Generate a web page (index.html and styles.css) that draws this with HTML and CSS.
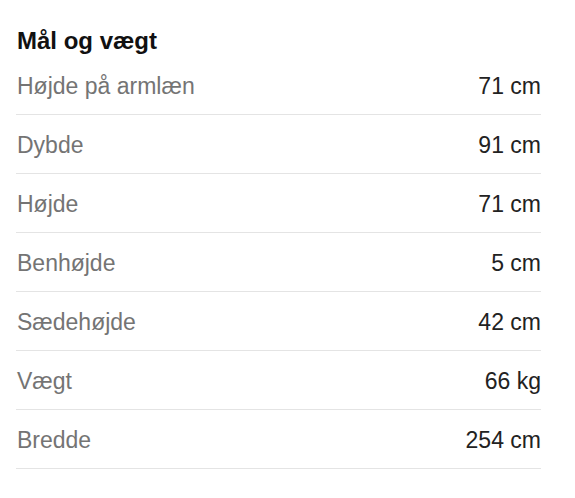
FILE: index.html
```html
<!DOCTYPE html>
<html lang="da">
<head>
<meta charset="utf-8">
<link rel="stylesheet" href="styles.css">
</head>
<body>
<section class="specs">
  <h2 class="specs-title">Mål og vægt</h2>
  <ul class="spec-list">
    <li class="spec-row"><span class="spec-label">Højde på armlæn</span><span class="spec-value">71 cm</span></li>
    <li class="spec-row"><span class="spec-label">Dybde</span><span class="spec-value">91 cm</span></li>
    <li class="spec-row"><span class="spec-label">Højde</span><span class="spec-value">71 cm</span></li>
    <li class="spec-row"><span class="spec-label">Benhøjde</span><span class="spec-value">5 cm</span></li>
    <li class="spec-row"><span class="spec-label">Sædehøjde</span><span class="spec-value">42 cm</span></li>
    <li class="spec-row"><span class="spec-label">Vægt</span><span class="spec-value">66 kg</span></li>
    <li class="spec-row"><span class="spec-label">Bredde</span><span class="spec-value">254 cm</span></li>
  </ul>
</section>
</body>
</html>
```
FILE: styles.css
```css
html, body {
  margin: 0;
  padding: 0;
  background: #ffffff;
}
body {
  font-family: "Liberation Sans", Arial, Helvetica, sans-serif;
}
.specs {
  padding: 29px 34px 0 16px;
}
.specs-title {
  margin: 0 0 3px 1px;
  font-size: 24px;
  line-height: 24px;
  font-weight: 700;
  color: #111111;
}
.spec-list {
  list-style: none;
  margin: 0;
  padding: 0;
}
.spec-row {
  display: flex;
  justify-content: space-between;
  align-items: center;
  box-sizing: border-box;
  height: 59px;
  padding-top: 2px;
  line-height: 56px;
  border-bottom: 1px solid #e4e4e4;
  font-size: 23px;
}
.spec-label {
  padding-left: 1px;
  color: #747474;
}
.spec-value {
  color: #222222;
}
```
- - -
Set task: Copy the whole of the material above exactly, but not its images.

Full response:
Generate a web page (index.html and styles.css) that draws this with HTML and CSS.
FILE: index.html
```html
<!DOCTYPE html>
<html lang="da">
<head>
<meta charset="utf-8">
<link rel="stylesheet" href="styles.css">
</head>
<body>
<section class="specs">
  <h2 class="specs-title">Mål og vægt</h2>
  <ul class="spec-list">
    <li class="spec-row"><span class="spec-label">Højde på armlæn</span><span class="spec-value">71 cm</span></li>
    <li class="spec-row"><span class="spec-label">Dybde</span><span class="spec-value">91 cm</span></li>
    <li class="spec-row"><span class="spec-label">Højde</span><span class="spec-value">71 cm</span></li>
    <li class="spec-row"><span class="spec-label">Benhøjde</span><span class="spec-value">5 cm</span></li>
    <li class="spec-row"><span class="spec-label">Sædehøjde</span><span class="spec-value">42 cm</span></li>
    <li class="spec-row"><span class="spec-label">Vægt</span><span class="spec-value">66 kg</span></li>
    <li class="spec-row"><span class="spec-label">Bredde</span><span class="spec-value">254 cm</span></li>
  </ul>
</section>
</body>
</html>
```
FILE: styles.css
```css
html, body {
  margin: 0;
  padding: 0;
  background: #ffffff;
}
body {
  font-family: "Liberation Sans", Arial, Helvetica, sans-serif;
}
.specs {
  padding: 29px 34px 0 16px;
}
.specs-title {
  margin: 0 0 3px 1px;
  font-size: 24px;
  line-height: 24px;
  font-weight: 700;
  color: #111111;
}
.spec-list {
  list-style: none;
  margin: 0;
  padding: 0;
}
.spec-row {
  display: flex;
  justify-content: space-between;
  align-items: center;
  box-sizing: border-box;
  height: 59px;
  padding-top: 2px;
  line-height: 56px;
  border-bottom: 1px solid #e4e4e4;
  font-size: 23px;
}
.spec-label {
  padding-left: 1px;
  color: #747474;
}
.spec-value {
  color: #222222;
}
```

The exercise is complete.